# Lanfork-2, I'd have named it Hidden Butterfly



## LittleBear (Mar 24, 2012)

Between the Chinese Slingshot Club Champions league (CSCC) tournament videos on YouTube, ok and the videos of attractive young ladies showing off their remarkable slingshot skills, I started wondering about some of the different slingshots I was seeing. So..., on a whim, I decided to order a few and give them a try, got carried away and ended up ordering 5 "Chinese" slingshots ranging in price from $5 to $89.

*First up is a Lanfork-2







*


Size: Small, roughly 5-3/8” tall, 3-3/32” wide, 7/16” thick at the forks, and <7/8” at the handle. 54mm fork gap.
Weight: 4.4 oz or 126 grams, as seen in photo with bands and pouch.
Style: Angled TTF.
Banding: No-tie, 10mm x 0.75mm split in fork.
Material: Titanium with G10 scales. Satan dark gray surface coating.
Type/Category: What I like to call a “Gentleman’s Slingshot”, generally small enough to carry unobtrusively but with an element of style or class. A highly functional but non-threatening EDC it should not ring alarm bells when seen by a park ranger, it is after all simply a piece of art, just one of those items a respectable “gentleman” might carry when out for a stroll in the woods.
Price: Steep at $69, however in its defense it does look better in person than my photos, and the feel is one of solid quality. I feel it is worth the price, but this isn't a slingshot for the budget shopper.
One of the most interesting things about this slingshot is how it breaks down into pieces. Under the G10 handle scales there are two butterfly shaped inserts that hold the two halves of the slingshot together, I would like to know why?
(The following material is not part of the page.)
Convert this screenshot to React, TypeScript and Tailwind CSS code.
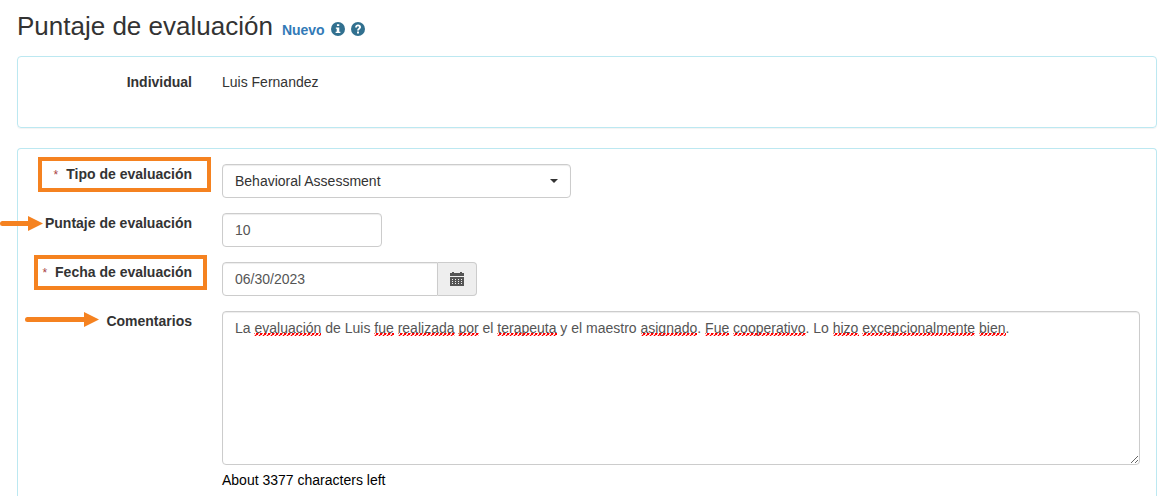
import clsx from "clsx";
import { useState, type ReactNode } from "react";

const CONTROL =
  "h-[34px] border border-[#ccc] bg-white px-3 text-sm shadow-[inset_0_1px_1px_rgba(0,0,0,0.075)] outline-none focus:border-[#66afe9]";

const LABEL_COLUMN = "w-[189px] shrink-0 px-[15px] text-right";
const VALUE_COLUMN = "min-w-0 flex-1 pr-4 pl-[15px]";

const MAX_COMMENT = 3500;
const INITIAL_COMMENT =
  "La evaluación de Luis fue realizada por el terapeuta y el maestro asignado. Fue cooperativo. Lo hizo excepcionalmente bien.";

// words the spell checker does not know
const UNKNOWN_WORDS = new Set([
  "evaluación",
  "fue",
  "realizada",
  "por",
  "terapeuta",
  "asignado",
  "Fue",
  "cooperativo",
  "hizo",
  "excepcionalmente",
  "bien",
]);

export default function App() {
  return (
    <main className="pr-[14px] pl-[17px] font-['Liberation_Sans',Arial,sans-serif] text-sm text-[#333]">
      <header className="flex items-baseline pt-2 pb-3">
        <h1 className="text-[26px] leading-9">Puntaje de evaluación</h1>
        <span className="ml-[9px] font-bold text-[#337ab7]">Nuevo</span>
        <button type="button" aria-label="Información" className="ml-1.5 self-center pt-1.5">
          <InfoIcon />
        </button>
        <button type="button" aria-label="Ayuda" className="ml-1.5 self-center pt-1.5">
          <HelpIcon />
        </button>
      </header>

      <section className="rounded border border-[#bce8f1] pt-[15px] pb-[35px] shadow-[0_1px_1px_rgba(0,0,0,0.05)]">
        <dl className="flex">
          <dt className={clsx(LABEL_COLUMN, "font-bold")}>Individual</dt>
          <dd className={VALUE_COLUMN}>Luis Fernandez</dd>
        </dl>
      </section>

      <AssessmentForm />
    </main>
  );
}

function AssessmentForm() {
  const [type, setType] = useState("Behavioral Assessment");
  const [score, setScore] = useState("10");
  const [date, setDate] = useState("06/30/2023");
  const [comment, setComment] = useState(INITIAL_COMMENT);

  return (
    <form className="mt-5 flex flex-col gap-[15px] rounded-t border border-b-0 border-[#bce8f1] pt-[15px] pb-1.5">
      <Field
        id="type"
        label="Tipo de evaluación"
        required
        mark={<Highlight className="-right-1 left-5" />}
      >
        <div className="relative w-[349px] max-w-full">
          <select
            id="type"
            value={type}
            onChange={(e) => setType(e.target.value)}
            className={clsx(CONTROL, "w-full appearance-none rounded text-[#333]")}
          >
            <option>Behavioral Assessment</option>
          </select>
          <span
            aria-hidden
            className="pointer-events-none absolute top-[15px] right-[13px] border-x-4 border-t-4 border-x-transparent border-t-[#333]"
          />
        </div>
      </Field>

      <Field
        id="score"
        label="Puntaje de evaluación"
        mark={<Arrow length={43} className="top-0.5 -left-[18px]" />}
      >
        <input
          id="score"
          type="text"
          value={score}
          onChange={(e) => setScore(e.target.value)}
          className={clsx(CONTROL, "block w-40 rounded text-[#555]")}
        />
      </Field>

      <Field
        id="date"
        label="Fecha de evaluación"
        required
        mark={<Highlight className="right-0 left-4" />}
      >
        <div className="flex w-[255px] max-w-full">
          <input
            id="date"
            type="text"
            value={date}
            onChange={(e) => setDate(e.target.value)}
            className={clsx(CONTROL, "min-w-0 flex-1 rounded-l text-[#555]")}
          />
          <button
            type="button"
            aria-label="Abrir calendario"
            className="grid w-[39px] place-items-center rounded-r border border-l-0 border-[#ccc] bg-[#eee] text-[#555]"
          >
            <CalendarIcon />
          </button>
        </div>
      </Field>

      <Field
        id="comment"
        label="Comentarios"
        mark={<Arrow length={74} className="top-0 left-[7px]" />}
      >
        <div className="relative">
          <textarea
            id="comment"
            spellCheck={false}
            value={comment}
            onChange={(e) => setComment(e.target.value)}
            className={clsx(CONTROL, "block h-[154px] w-full resize-y rounded py-1.5 text-[#555]")}
          />
          <SpellingMarks text={comment} />
        </div>
        <p className="pt-[5px] text-black">
          About {MAX_COMMENT - comment.length} characters left
        </p>
      </Field>
    </form>
  );
}

interface FieldProps {
  id: string;
  label: string;
  required?: boolean;
  /** Orange callout drawn over the label column. */
  mark: ReactNode;
  children: ReactNode;
}

function Field({ id, label, required, mark, children }: FieldProps) {
  return (
    <div className="flex">
      <div className={clsx(LABEL_COLUMN, "relative whitespace-nowrap")}>
        {required ? <span className="mr-2 text-xs text-[#a94442]">*</span> : null}
        <label htmlFor={id} className="font-bold">
          {label}
        </label>
        {mark}
      </div>
      <div className={VALUE_COLUMN}>{children}</div>
    </div>
  );
}

// Mirrors the textarea's wrapping so the underlines sit below its words.
function SpellingMarks({ text }: { text: string }) {
  return (
    <div
      aria-hidden
      className="pointer-events-none absolute inset-0 overflow-hidden border border-transparent px-3 py-1.5 whitespace-pre-wrap text-transparent"
    >
      {text.split(/([\s.]+)/).map((word, i) =>
        UNKNOWN_WORDS.has(word) ? (
          <span
            key={i}
            className="bg-[linear-gradient(45deg,transparent_60%,#f00_70%,#f00_85%,transparent_95%),linear-gradient(135deg,#f00_10%,transparent_20%),linear-gradient(135deg,transparent_40%,#f00_50%,#f00_65%,transparent_75%)] bg-[length:4px_3px] bg-bottom-left bg-repeat-x"
          >
            {word}
          </span>
        ) : (
          word
        ),
      )}
    </div>
  );
}

function Highlight({ className }: { className: string }) {
  return (
    <span
      aria-hidden
      className={clsx(
        "pointer-events-none absolute -top-[7px] h-[35px] border-4 border-[#f58220]",
        className,
      )}
    />
  );
}

function Arrow({ length, className }: { length: number; className: string }) {
  return (
    <svg
      aria-hidden
      width={length}
      height="16"
      className={clsx("pointer-events-none absolute", className)}
    >
      <path d={`M2.5 8.5H${length - 12}`} stroke="#f58220" strokeWidth="5" strokeLinecap="round" />
      <path d={`M${length - 15} 1L${length} 8.5L${length - 15} 16Z`} fill="#f58220" />
    </svg>
  );
}

function InfoIcon() {
  return (
    <svg width="14" height="14" viewBox="0 0 13 13" className="block">
      <circle cx="6.5" cy="6.5" r="6.5" fill="#31708f" />
      <path d="M5.5 2h2.2v1.7H5.5zM4.5 5h3.2v4h1v1.3H4.3V9h1V6.2h-.8z" fill="#fff" />
    </svg>
  );
}

function HelpIcon() {
  return (
    <svg width="14" height="14" viewBox="0 0 13 13" className="block">
      <circle cx="6.5" cy="6.5" r="6.5" fill="#31708f" />
      <path
        d="M3.8 5.2C3.8 3.3 5 2.3 6.6 2.3S9.3 3.3 9.3 4.8C9.3 6.4 7.4 6.5 7.4 8H5.6C5.6 6 7.4 5.8 7.4 4.8 7.4 4.3 7.1 4 6.5 4S5.6 4.4 5.6 5.2zM5.6 8.8h1.8v1.8H5.6z"
        fill="#fff"
      />
    </svg>
  );
}

function CalendarIcon() {
  return (
    <svg width="14" height="14" viewBox="0 0 14 14" fill="currentColor" shapeRendering="crispEdges">
      <path d="M0 1h2V0h2v1h6V0h2v1h2v3H0z" />
      <path
        fillRule="evenodd"
        d="M0 5h14v9H0zM2 7v1h1V7zm3 0v1h1V7zm3 0v1h1V7zm3 0v1h1V7zM2 9v1h1V9zm3 0v1h1V9zm3 0v1h1V9zm3 0v1h1V9zM2 11v1h1v-1zm3 0v1h1v-1zm3 0v1h1v-1zm3 0v1h1v-1z"
      />
    </svg>
  );
}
I would also like to ask the designer about the fiber optic, not-quite-sights? At first, I assumed they were purely decorative elements, but they turn out to be surprisingly useful and I suspect may have more potential uses than I’ve discovered. (Note, no instructions, or descriptions, at least that I could read.)
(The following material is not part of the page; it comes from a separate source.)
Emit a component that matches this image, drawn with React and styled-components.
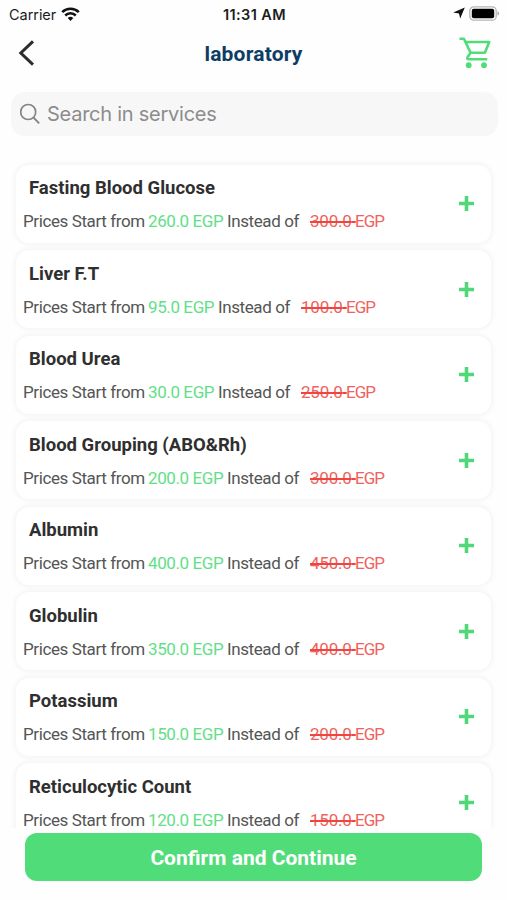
import React from 'react';
import styled, { createGlobalStyle } from 'styled-components';

const GlobalStyle = createGlobalStyle`
  * { box-sizing: border-box; }
  body {
    margin: 0;
    background: #fefefe;
    overflow: hidden;
  }
`;

const Screen = styled.div`
  width: 507px;
  height: 900px;
  display: flex;
  flex-direction: column;
  background: #fefefe;
  font-family: Roboto, "Open Sans", sans-serif;
`;

const StatusBar = styled.div`
  height: 28px;
  display: grid;
  grid-template-columns: 1fr auto 1fr;
  align-items: center;
  padding: 0 7px 0 9px;
  font-family: Inter, sans-serif;
  color: #1c1c1c;
`;

const Carrier = styled.div`
  display: flex;
  align-items: center;
  gap: 5px;
  font-size: 14.5px;
  letter-spacing: -0.05px;
`;

const Clock = styled.div`
  font-size: 14.5px;
  font-weight: 600;
  letter-spacing: 0.4px;
`;

const Indicators = styled.div`
  display: flex;
  justify-content: flex-end;
  align-items: center;
  gap: 4px;
  padding-bottom: 2px;
`;

const Header = styled.header`
  height: 50px;
  display: grid;
  grid-template-columns: 1fr auto 1fr;
  align-items: center;
  padding: 0 16px 0 16px;
`;

const IconButton = styled.button`
  display: flex;
  padding: 0;
  border: 0;
  background: none;
  color: ${props => props.$color};
  justify-self: ${props => props.$side};
`;

const PageTitle = styled.h1`
  margin: 1px 0 0;
  font-size: 21px;
  line-height: 28px;
  font-weight: 700;
  letter-spacing: 0.2px;
  color: #0d3c66;
`;

const SearchBox = styled.div`
  height: 44px;
  margin: 14px 9px 0 11px;
  padding: 0 9px;
  display: flex;
  align-items: center;
  gap: 6px;
  flex-shrink: 0;
  border-radius: 14px;
  background: #f7f7f7;
  font-family: Inter, sans-serif;
  font-size: 20px;
  letter-spacing: -0.25px;
  color: #8c8c8c;
`;

const List = styled.div`
  height: 692px;
  padding: 28.5px 16px 0;
  display: flex;
  flex-direction: column;
  gap: 7.5px;
  overflow: hidden;
`;

const Card = styled.div`
  height: 78px;
  flex-shrink: 0;
  display: flex;
  align-items: center;
  justify-content: space-between;
  padding: 0 17px 0 7px;
  border-radius: 13px;
  background: #fff;
  box-shadow: 0 0 4px 2px rgba(0, 0, 0, 0.04);
`;

const ServiceName = styled.h2`
  margin: 2px 0 9px 6px;
  font-size: 18.5px;
  line-height: 24px;
  font-weight: 700;
  color: #2f2f2f;
`;

const PriceLine = styled.div`
  display: flex;
  font-size: 17px;
  line-height: 24px;
  white-space: pre;
  color: #555;
`;

const Label = styled.span`
  width: ${props => props.$width}px;
  letter-spacing: -0.4px;
`;

const Price = styled.span`
  width: ${props => (props.$short ? 70 : 79)}px;
  letter-spacing: -0.4px;
  color: #62e087;
`;

const OldPrice = styled.span`
  width: 45px;
  letter-spacing: -0.2px;
  color: #f0625d;
  text-decoration: line-through;
  text-decoration-color: #f0443e;
  text-decoration-thickness: 1.5px;
`;

const Currency = styled.span`
  letter-spacing: -1px;
  color: #f0625d;
`;

const Footer = styled.footer`
  padding: 5px 25px 0;
`;

const ConfirmButton = styled.button`
  width: 100%;
  height: 48px;
  border: 0;
  padding: 2px 0 0;
  border-radius: 12px;
  background: #50dc78;
  color: #fff;
  font-family: inherit;
  font-size: 21px;
  font-weight: 700;
`;

const services = [
  { name: 'Fasting Blood Glucose', price: '260.0', old: '300.0' },
  { name: 'Liver F.T', price: '95.0', old: '100.0' },
  { name: 'Blood Urea', price: '30.0', old: '250.0' },
  { name: 'Blood Grouping (ABO&Rh)', price: '200.0', old: '300.0' },
  { name: 'Albumin', price: '400.0', old: '450.0' },
  { name: 'Globulin', price: '350.0', old: '400.0' },
  { name: 'Potassium', price: '150.0', old: '200.0' },
  { name: 'Reticulocytic Count', price: '120.0', old: '150.0' },
];

const WifiIcon = () => (
  <svg width="19" height="15" viewBox="0 0 19 15" fill="none" stroke="#111" strokeWidth="2.5">
    <path d="M1.2 5.2a11.8 11.8 0 0 1 16.6 0" />
    <path d="M4.2 8.5a7.5 7.5 0 0 1 10.6 0" />
    <path d="M6.7 11a4 4 0 0 1 5.6 0L9.5 13.9z" fill="#111" stroke="none" />
  </svg>
);

const LocationIcon = () => (
  <svg width="12" height="12" viewBox="0 0 12 12">
    <path d="M11.8.4 7.2 11.6 6 6.6.2 5.6z" fill="#111" />
  </svg>
);

const BatteryIcon = () => (
  <svg width="31" height="15" viewBox="0 0 31 15">
    <rect x="0.8" y="0.8" width="26.4" height="13.4" rx="4" fill="#fff" stroke="#b5b5b5" strokeWidth="1.3" />
    <rect x="2.8" y="2.7" width="22.4" height="9.6" rx="2" fill="#000" />
    <path d="M28.5 5.3q1.7.6 1.7 2.2t-1.7 2.2z" fill="#aaa" />
  </svg>
);

const BackIcon = () => (
  <svg width="20" height="28" viewBox="0 0 20 28" fill="none" stroke="#2d2d2d" strokeWidth="3">
    <path d="M17 2.3 4.8 14 17 25.7" />
  </svg>
);

const CartIcon = () => (
  <svg width="32" height="32" viewBox="0 0 32 32" fill="none" stroke="currentColor" strokeWidth="2.6" strokeLinejoin="round">
    <path d="M.5 1.7h4.4l6.7 14h14.3L30.2 5H6.5" />
    <path d="M11.6 15.7 8.6 20c-.8 1.5 0 2.3 1.4 2.3h18.3" />
    <circle cx="9.7" cy="28.2" r="2.9" fill="currentColor" stroke="none" />
    <circle cx="25" cy="28.2" r="2.9" fill="currentColor" stroke="none" />
  </svg>
);

const SearchIcon = () => (
  <svg width="21" height="22" viewBox="0 0 21 22" fill="none" stroke="#858585" strokeWidth="1.7">
    <circle cx="8.2" cy="9" r="7.5" />
    <path d="m13.4 14.4 5.7 6" strokeWidth="2" />
  </svg>
);

const PlusIcon = () => (
  <svg width="15" height="15" viewBox="0 0 15 15" fill="none" stroke="#50d878" strokeWidth="3.6">
    <path d="M7.5 0v15M0 7.5h15" />
  </svg>
);

const ServiceCard = ({ service }) => {
  const short = service.price.length < 5;

  return (
    <Card>
      <div>
        <ServiceName>{service.name}</ServiceName>
        <PriceLine>
          <Label $width={125}>Prices Start from </Label>
          <Price $short={short}>{service.price} EGP</Price>
          <Label $width={83}>Instead of </Label>
          <OldPrice>{service.old} </OldPrice>
          <Currency>EGP</Currency>
        </PriceLine>
      </div>
      <IconButton $color="#50d878" aria-label="Add">
        <PlusIcon />
      </IconButton>
    </Card>
  );
};

const App = () => (
  <>
    <GlobalStyle />
    <Screen>
      <StatusBar>
        <Carrier>
          Carrier
          <WifiIcon />
        </Carrier>
        <Clock>11:31 AM</Clock>
        <Indicators>
          <LocationIcon />
          <BatteryIcon />
        </Indicators>
      </StatusBar>
      <Header>
        <IconButton $color="#2d2d2d" $side="start" aria-label="Back">
          <BackIcon />
        </IconButton>
        <PageTitle>laboratory</PageTitle>
        <IconButton $color="#50dc78" $side="end" aria-label="Cart">
          <CartIcon />
        </IconButton>
      </Header>
      <SearchBox>
        <SearchIcon />
        Search in services
      </SearchBox>
      <List>
        {services.map(service => (
          <ServiceCard key={service.name} service={service} />
        ))}
      </List>
      <Footer>
        <ConfirmButton>Confirm and Continue</ConfirmButton>
      </Footer>
    </Screen>
  </>
);

export default App;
My one real complaint is that a larger pouch, like the magnet pouch in my photos, can knock the fiber optics loose/out, easily replaceable and it comes with spares, but annoying. My not-real complaints are those "what is this for? and why?" design questions that will likely never get answered.

Overall, I give it 8 possibly 9 stars as “Gentleman’s” EDC pocket slingshot. For me definitely a keeper, in the future I will likely make and try out different handle scales, thinking Deserter Ironwood burl, or Koa might look nice. 

What this is not is a slingshot I would recommend for someone new to slingshots, as a one-and-only slingshot, or for anyone on a budget.


----------



## Sandstorm (Apr 5, 2021)

Thank you for putting this up @LittleBear. This looks like it’ll be an interesting and helpful series to follow.


----------



## Karloshi (Apr 6, 2021)

“Gentleman’s Slingshot” LOL. I would have suspected a Gentleman's Slingshot would have come with a tweed carry case and a monocle instead of finer optics.


----------



## Valery (Jan 2, 2020)

LittleBear said:


> One of the most interesting things about this slingshot is how it breaks down into pieces. Under the G10 handle scales there are two butterfly shaped inserts that hold the two halves of the slingshot together, I would like to know why?


Surely there are countries where slingshots are regulated by law. Australia, for example. A disassembled slingshot will not raise any questions from an airline inspector or police officer when transported. )


----------



## LittleBear (Mar 24, 2012)

Karloshi said:


> “Gentleman’s Slingshot” LOL. I would have suspected a Gentleman's Slingshot would have come with a tweed carry case and a monocle instead of finer optics.


Ah well now the monocle would make it a "dulling slingshot" and the tweed box well that's a "Panama" see it's special because it has its own box.



Valery said:


> Surely there are countries where slingshots are regulated by law. Australia, for example. A disassembled slingshot will not raise any questions from an airline inspector or police officer when transported. )


That would certainly explain why it splits into two halves, still leaves me a little curious about the butterflies as a fastener choice.


----------



## Valery (Jan 2, 2020)

LittleBear said:


> still leaves me a little curious about the butterflies as a fastener choice.


I think the butterfly is chosen for some aesthetic reasons. The connecting part in any case should have a complex shape to ensure the immobility of the assembled parts in two planes, so why not have it in the shape of a butterfly? A modern laser cutter makes no difference what kind of part to cut.


----------



## Ibojoe (Mar 13, 2016)

Nice one.


----------



## Sandstorm (Apr 5, 2021)

The butterflies _are_ the directions. 😉👍


----------



## KawKan (May 11, 2013)

Nice review. 
Good looking piece of hardware with some interesting innovations.


----------